Editorial : L’échec de « l’expérience » shanghaienne

L’échec de « l’expérience » shanghaienne

Hier encore considérée comme ville modèle en matière de lutte épidémique, Shanghai fait face à une recrudescence du virus inédite depuis son apparition à Wuhan fin 2019. En une seule journée, la mégalopole de 25 millions d’habitants a enregistré près de 25 000 cas de Covid-19 – un record. Au total, plus de 180 000 cas ont été détectés depuis le 1er mars, la plupart « asymptomatiques » et donc non recensés dans le décompte officiel.

Selon toute vraisemblance, les autorités locales ont tardé à réagir, inquiètes pour l’activité économique et surtout embarrassées d’avoir à déclarer de tels chiffres… Après avoir tenté une mise en quarantaine de certaines résidences seulement, elles ont vite été contraintes de décréter un confinement de la ville en deux temps (ouest, est), finalement prolongé pour une durée indéterminée avec multiples dépistages à la clé. Les résidents prédisent un retour à la normale au mois de mai.

La situation sanitaire a été jugée suffisamment préoccupante pour que Pékin dépêche sur place l’infatigable vice-première ministre Sun Chunlan, en charge de la coordination de la lutte contre l’épidémie depuis plus de deux ans. Cette intervention signifie que les autorités locales n’ont plus le dernier mot en la matière.

Shanghai ne s’est pas uniquement mis Pékin à dos. En tentant – sans succès – de trouver sa propre voie sanitaire, la ville s’est attirée les foudres des internautes nationalistes, l’accusant de faire preuve d’arrogance et de manquer de patriotisme. En comparaison, Shenzhen fait figure de bonne élève, ayant réussi à endiguer le virus rapidement en optant pour un confinement total de la ville pour une semaine.

A Shanghai, au contraire, le recours à la manière forte s’est retourné contre les autorités. De manière générale, l’opinion publique chinoise est globalement favorable à la stratégie « Covid dynamique », instiguée par le Président Xi Jinping en personne, qui en a fait l’une de ses principales réalisations politiques (au même titre que l’éradication de la grande pauvreté, de la campagne anti-corruption et dans une moindre mesure, de l’organisation des Jeux Olympiques d’hiver 2022).

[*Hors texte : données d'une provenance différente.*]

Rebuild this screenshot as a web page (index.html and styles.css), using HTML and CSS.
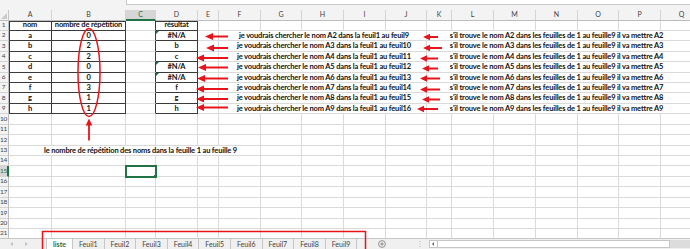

Cependant, les Shanghaiens se sont massivement indignés sur les réseaux sociaux des problèmes d’approvisionnement alimentaire, des difficultés d’accès aux soins pour les urgences non liées à la Covid-19, de la séparation d’enfants (en bas âge) testés positifs de leurs parents, de l’insalubrité des centres de confinement, qui rassemblent des dizaines de milliers de lits de camp dans des parcs d’exposition, voire de la mise à mort de leurs animaux de compagnie…

Aux yeux du leadership, c’est le second échec de Shanghai : n’avoir pas su contenir le mécontentement des habitants (parmi les plus riches et les mieux éduqués du pays) et injecter suffisamment « d’énergie positive » sur la toile.

Face à ce tollé, les autorités locales ont reconnu ne pas avoir pleinement saisi la nature extrêmement contagieuse d’Omicron et être insuffisamment préparées à une hausse significative des infections.

Cette gestion calamiteuse coûtera-t-elle à Li Qiang, secrétaire du Parti de Shanghai et ancien bras droit de Xi Jinping au Zhejiang (2004-2007), son siège au Comité Permanent, voire le poste de Premier ministre, en remplacement de Li Keqiang ? Difficile à dire à ce stade…

En tout cas, cet aveu de faiblesse pourrait servir de leçon aux autres grandes villes : disposer d’abondantes ressources médicales ne suffit pas pour faire face au virus.

Si Shanghai a raté son confinement, va-t-elle réussir son déconfinement ? Cela reste à voir. En effet, il est fortement probable qu’Omicron perce à nouveau les défenses chinoises, à Shanghai ou ailleurs. Les foyers seront plus importants ; les confinements toujours aussi stricts ; les perturbations économiques plus sévères ; et le mécontentement de la population plus prononcé.

Malgré tout, Pékin n’est pas près de renoncer à son approche sanitaire, persuadé qu’une réouverture prématurée conduirait à une crise encore plus grande.

Cela ne devrait pas empêcher les autorités de s’y préparer activement, en améliorant leur stratégie vaccinale par exemple.